A gutter estimate is five numbers stacked together: material along the roofline, labor to hang it, downspouts, optional guards, and the height and region multipliers that scale labor. Measure your linear feet, pick a material and seam type, and the Gutter Calculator returns a per-foot cost and a realistic low-to-high range. Treat it as an honest figure to check bids against — not a guaranteed quote — and budget toward the top of the range if your fascia is questionable or your roofline is complex.

Frequently asked questions

How much does it cost to install gutters per foot?

Installed cost runs roughly $4–$9 per linear foot for vinyl and aluminum, $9–$20 for steel, and $25–$40+ for copper. Seamless aluminum — the most common choice — typically lands around $8–$14 per foot installed.
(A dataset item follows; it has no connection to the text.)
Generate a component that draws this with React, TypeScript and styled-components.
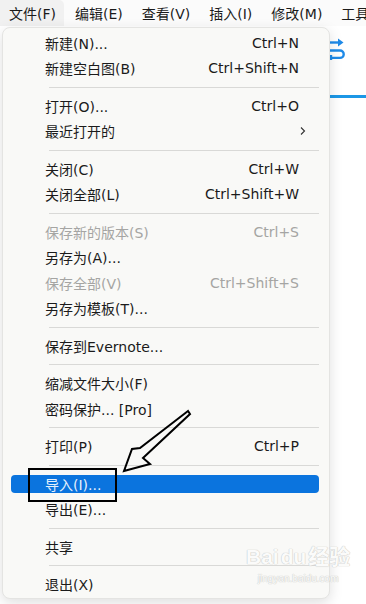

This calculator breaks that per-foot number down into material, labor, downspouts, and guards so you can see what drives it.

Is seamless really worth it over sectional?

Seamless gutters are formed on-site from a single coil of metal, so they have no joints along each run — that means far fewer leaks over time. They cost about 20–25% more in material than sectional pieces and aren't available in vinyl, but they're the standard for aluminum, steel, and copper because the durability usually justifies the premium.

Why does a two-story house cost more for the same gutters?

Height is a labor multiplier, not a material one. Working off taller ladders or scaffolding is slower and riskier, and the downspouts have to run farther to reach the ground. This tool applies about a 1.25× labor factor for two stories and 1.5× for three or more, and scales downspout cost with height too.

How many downspouts do I need?

A common rule of thumb is one downspout for every 30–40 linear feet of gutter, with more on roofs that shed a lot of water. Each downspout in this calculator includes the vertical pipe, elbows, and brackets, and costs more on taller homes because the run is longer.

Is this a quote?

No — it's a planning estimate. We show a low-to-high range (the realistic figure times 0.9 and times 1.2) to cover fascia repair, hard roof access, complex miters at corners, and price variation. Get a contractor quote before you commit.